Rather than summarizing each reference, I instead just looked at the following five criteria:

  1. Does the article/paper empirically research the efficacy of mouthpiece buzzing?
  2. Does the article/paper speculate on the efficacy of mouthpiece buzzing with relevant and/or accurate information?
  3. Does the article/paper avoid speculation on the efficacy of mouthpiece buzzing using anecdotal, irrelevant and/or inaccurate information?
  4. Does the article/paper properly cite sources or otherwise logically reason out its arguments for the efficacy of mouthpiece buzzing?
  5. Is the article/paper pro-mouthpiece buzzing, con-mouthpiece buzzing, or neutral?

Note that I’ve phrased the questions in the above criteria in order to make “yes” answers show that a resource would be a helpful reference for objectively looking at the effectiveness of mouthpiece buzzing. Likewise, any “no” answers mean that this paper or article would not make a very good objective reference. That’s not to say that the paper isn’t good, it just won’t be able to objectively answer the question on whether or not mouthpiece buzzing is a positive or negative practice approach.

I also feel compelled to point out that I mostly skimmed these papers and articles, glossing over things that weren’t relevant to the topic of mouthpiece buzzing. It’s entirely possible that I missed or misunderstood some points in this literature and so you should take my evaluation of them with a grain of salt.


You’ll see in the below chart that the vast majority of papers and articles I found simply state their opinion on mouthpiece buzzing without citing any sources or backing it up with logical speculation. It largely seems that almost everyone simply assumes mouthpiece buzzing is useful and the rational comes down to either tradition or anecdotal support. Some of them contain surveys of literature and/or brass teachers that endorse mouthpiece buzzing, but this is a poor method to judge the effectiveness of a pedagogical approach – if the pedagogical tradition is already biased towards mouthpiece buzzing then we can assume most players and teachers will be similarly biased. That doesn’t necessarily mean that mouthpiece buzzing is bad, but the reasons for it are flawed. As you’ll note in my chart below, very few people have subjected mouthpiece buzzing to an honest test.

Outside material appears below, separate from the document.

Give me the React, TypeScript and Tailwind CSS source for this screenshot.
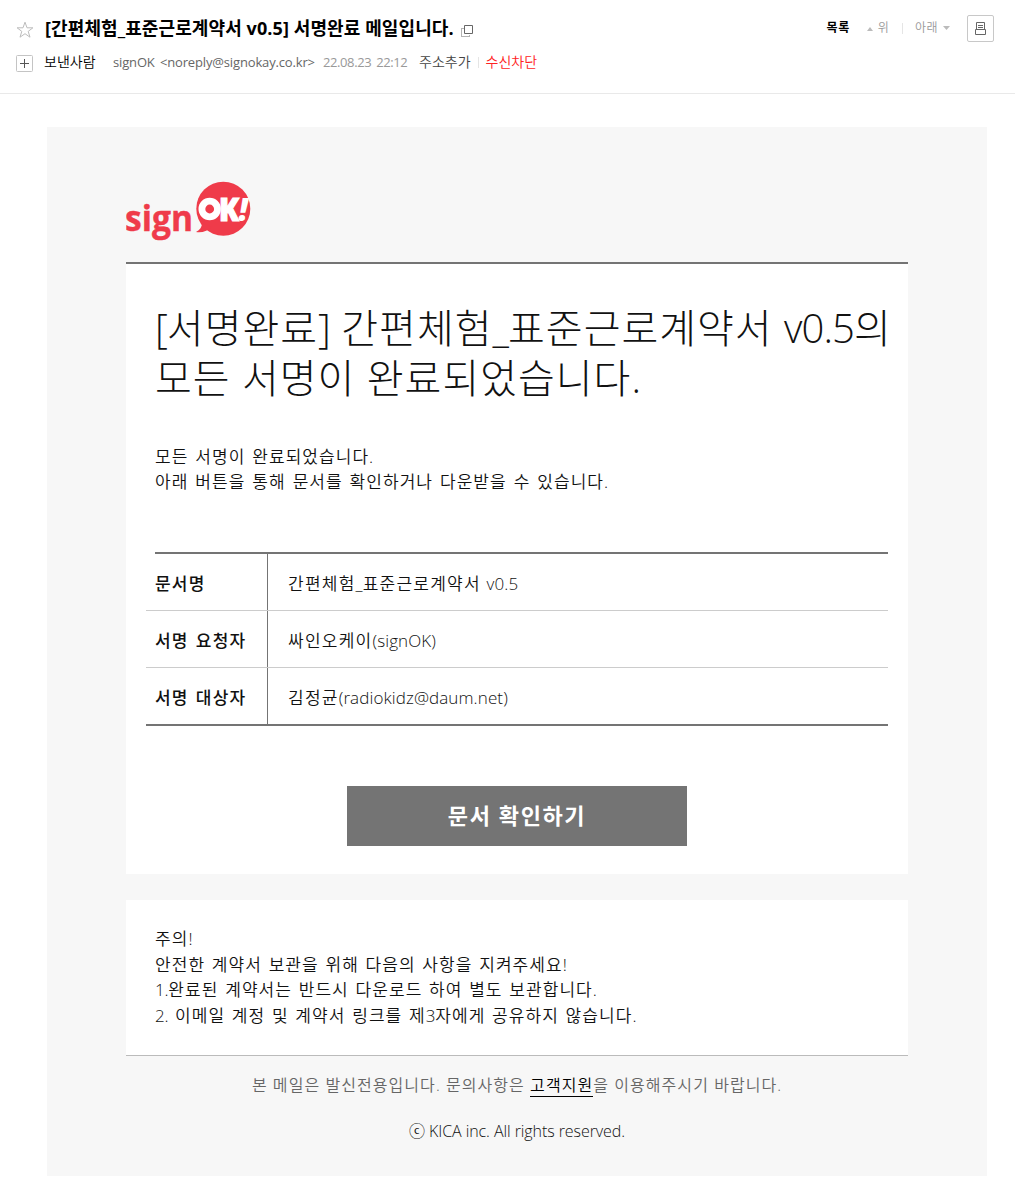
import React from "react";

const rows = [
  { label: "문서명", value: "간편체험_표준근로계약서 v0.5" },
  { label: "서명 요청자", value: "싸인오케이(signOK)" },
  { label: "서명 대상자", value: "김정균(radiokidz@daum.net)" },
];

const notices = [
  "주의!",
  "안전한 계약서 보관을 위해 다음의 사항을 지켜주세요!",
  "1.완료된 계약서는 반드시 다운로드 하여 별도 보관합니다.",
  "2. 이메일 계정 및 계약서 링크를 제3자에게 공유하지 않습니다.",
];

// 영문/숫자 구간만 자간을 따로 적용
const Mixed = ({ text, latin = "tracking-normal" }: { text: string; latin?: string }) => (
  <>
    {text.split(/([!-~]+)/).map((part, i) =>
      i % 2 ? (
        <span key={i} className={latin}>
          {part}
        </span>
      ) : (
        part
      )
    )}
  </>
);

const Logo = () => (
  <svg width="126" height="62" viewBox="0 0 126 62" className="block">
    <circle cx="97.3" cy="28.7" r="27" fill="#ef3b4a" />
    <path d="M76 43c0 4-2 7-6 9 6 1 12-1 16-5z" fill="#ef3b4a" />
    <text
      x="-1"
      y="51"
      fill="#ef3b4a"
      stroke="#ef3b4a"
      strokeWidth="0.4"
      fontSize="36"
      fontWeight="700"
      fontFamily="'Open Sans', sans-serif"
      textLength="68"
      lengthAdjust="spacingAndGlyphs"
    >
      sign
    </text>
    <circle cx="83.7" cy="29" r="7.8" fill="none" stroke="#fff" strokeWidth="6.8" />
    <text
      x="93"
      y="40.5"
      fill="#fff"
      stroke="#fff"
      strokeWidth="1.2"
      fontSize="31"
      fontWeight="800"
      fontFamily="'Open Sans', sans-serif"
      textLength="20"
      lengthAdjust="spacingAndGlyphs"
    >
      K
    </text>
    <text
      x="112.5"
      y="40.5"
      fill="#fff"
      fontSize="31"
      fontWeight="800"
      fontStyle="italic"
      fontFamily="'Open Sans', sans-serif"
    >
      !
    </text>
  </svg>
);

const MailHeader = () => (
  <header className="flex h-[94px] justify-between border-b border-[#e9e9e9] pr-[21px] pl-4">
    <div className="pt-[15px]">
      <div className="flex h-[26px] items-center">
        <svg width="18" height="18" viewBox="0 0 18 18" className="mt-1 mr-[11px]">
          <path
            d="M9 1.2l2 5.6h5.9l-4.7 3.6 1.8 5.8L9 12.7l-5 3.5 1.8-5.8L1.1 6.8H7z"
            fill="none"
            stroke="#bdbdbd"
            strokeWidth="1"
          />
        </svg>
        <h1 className="text-lg leading-[26px] font-bold tracking-[0.1px] whitespace-nowrap text-black">
          [간편체험_표준근로계약서 v0.5] 서명완료 메일입니다.
        </h1>
        <svg width="12" height="12" viewBox="0 0 12 12" className="mt-1.5 ml-[7px]" fill="none">
          <path d="M3.5.5h8v8h-8z" stroke="#666" />
          <path d="M2.5 3.5h-2v8h8v-2" stroke="#666" strokeDasharray="1 1" />
        </svg>
      </div>
      <div className="mt-[9px] flex h-6 items-center text-[13px] leading-6 font-[350] whitespace-nowrap">
        <svg width="17" height="17" viewBox="0 0 17 17" className="mt-0.5 mr-[11px]" fill="none">
          <rect x=".5" y=".5" width="16" height="16" rx="1" stroke="#c4c4c4" />
          <path d="M4 8.5h9M8.5 4v9" stroke="#555" />
        </svg>
        <span className="w-[69px] text-sm leading-6 text-black">보낸사람</span>
        <span className="w-[210px] font-normal tracking-[-0.15px] text-[#666] [word-spacing:2px]">
          signOK &lt;noreply@signokay.co.kr&gt;
        </span>
        <span className="w-[96px] font-normal tracking-[-0.4px] text-[#999] [word-spacing:2px]">22.08.23 22:12</span>
        <span className="text-sm leading-6 text-[#444]">주소추가</span>
        <span className="mx-[7px] h-[11px] w-px bg-[#e5e5e5]" />
        <span className="text-sm leading-6 text-[#f22]">수신차단</span>
      </div>
    </div>
    <nav className="mt-[14px] flex h-7 items-center text-xs">
      <b className="tracking-[0.6px] text-black">목록</b>
      <svg width="6" height="4" className="mt-px mr-[5px] ml-[17px]">
        <path d="M3 0l3 4H0z" fill="#bbb" />
      </svg>
      <span className="font-[350] text-[#999]">위</span>
      <span className="mr-[12px] ml-[13px] h-[11px] w-px bg-[#e5e5e5]" />
      <span className="font-[350] tracking-[0.5px] text-[#999]">아래</span>
      <svg width="7" height="4" className="mr-[17px] ml-[5px]">
        <path d="M0 0h7L3.5 4z" fill="#bbb" />
      </svg>
      <span className="flex h-[27px] w-[27px] items-center justify-center rounded-xs border border-[#c8c8c8]">
        <svg width="11" height="13" viewBox="0 0 11 13" fill="none" stroke="#666">
          <path d="M1.5 7V.5h8V7M.5 7.5h10v5H.5zM3 3.5h5M3 5.5h5" />
        </svg>
      </span>
    </nav>
  </header>
);

const App = () => {
  return (
    <div className="min-h-[1198px] bg-white font-['Open_Sans','Noto_Sans_CJK_KR',sans-serif] text-[#111]">
      <MailHeader />
      <main className="mt-[33px] ml-[47px] h-[1049px] w-[940px] bg-[#f7f7f7] px-[79px] pt-[53px]">
        <Logo />

        <section className="mt-5 h-[612px] border-t-2 border-[#747474] bg-white px-5 pt-[39px]">
          <h2 className="ml-[9px] text-[40px] leading-[50px] font-light tracking-[1px] whitespace-nowrap">
            <Mixed text="[서명완료] 간편체험_표준근로계약서 v0.5의" latin="tracking-[-0.9px]" />
            <br />
            모든 서명이 완료되었습니다.
          </h2>
          <p className="mt-[41px] ml-[9px] text-[17px] leading-[25px] font-[350] tracking-[1.04px] [word-spacing:1.5px]">
            모든 서명이 완료되었습니다.
            <br />
            아래 버튼을 통해 문서를 확인하거나 다운받을 수 있습니다.
          </p>

          {/* 문서 정보 */}
          <div className="mt-[58px] border-b-2 border-[#747474]">
            <div className="ml-[9px] h-0.5 bg-[#747474]" />
            {rows.map((row, i) => (
              <div
                key={row.label}
                className={`flex text-[17px] leading-[60px] whitespace-nowrap ${
                  i < 2 ? "h-[57px] border-b border-[#ccc]" : "h-[56px]"
                }`}
              >
                <span className="w-[122px] border-r border-[#747474] pl-[9px] font-medium tracking-[1.2px] [word-spacing:1.5px]">
                  {row.label}
                </span>
                <span className="pl-5 font-[350] tracking-[1.25px]">
                  <Mixed text={row.value} latin="tracking-[0.1px]" />
                </span>
              </div>
            ))}
          </div>

          <button className="mx-auto mt-[60px] block h-[60px] w-[340px] bg-[#747474] pb-0.5 text-[22px] font-bold tracking-[1.6px] text-white">
            문서 확인하기
          </button>
        </section>

        <section className="mt-[26px] h-[156px] border-b border-[#bbb] bg-white pt-[26px] pl-[29px] text-[17px] leading-[25.6px] font-[350] tracking-[1.07px] [word-spacing:1.2px]">
          {notices.map((line) => (
            <p key={line}>
              <Mixed text={line} latin="tracking-[-0.2px]" />
            </p>
          ))}
        </section>

        <footer className="pt-[17px] text-center text-[16px] leading-6 font-[350]">
          <p className="tracking-[1.06px] text-[#666]">
            본 메일은 발신전용입니다. 문의사항은{" "}
            <a className="inline-block border-b border-black leading-[22px] text-black">고객지원</a>을 이용해주시기
            바랍니다.
          </p>
          <p className="mt-[22px] tracking-[-0.07px]">ⓒ KICA inc. All rights reserved.</p>
        </footer>
      </main>
    </div>
  );
};

export default App;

Likewise, you’ll note that the vast majority of the literature I found falls into the “pro” camp towards mouthpiece buzzing, while only two ended up as “neutral.” I didn’t find any resources that were definitely against mouthpiece buzzing in this search, although I know of a few high profile teachers or players who are against it. A literature search for the term “mouthpiece buzzing” is probably going to be biased towards papers and articles recommending it, since authors who are against the practice are not likely to mention it at all if they are recommending another method.

A very large number of these resources got a “no” answer on Criteria 3 (does it avoid inaccurate speculation) because it claimed that the instrument functions as an “amplifier” for the buzzing lips. While this may be a good analogy for teaching and there is an element of truth to it, the actual physics behind the standing wave inside the instrument makes that idea too simplistic to logically speculate on the efficacy of mouthpiece buzzing as a practice method. This is one of those ideas that’s been repeated for so long that a lot of brass musicians accept it without question.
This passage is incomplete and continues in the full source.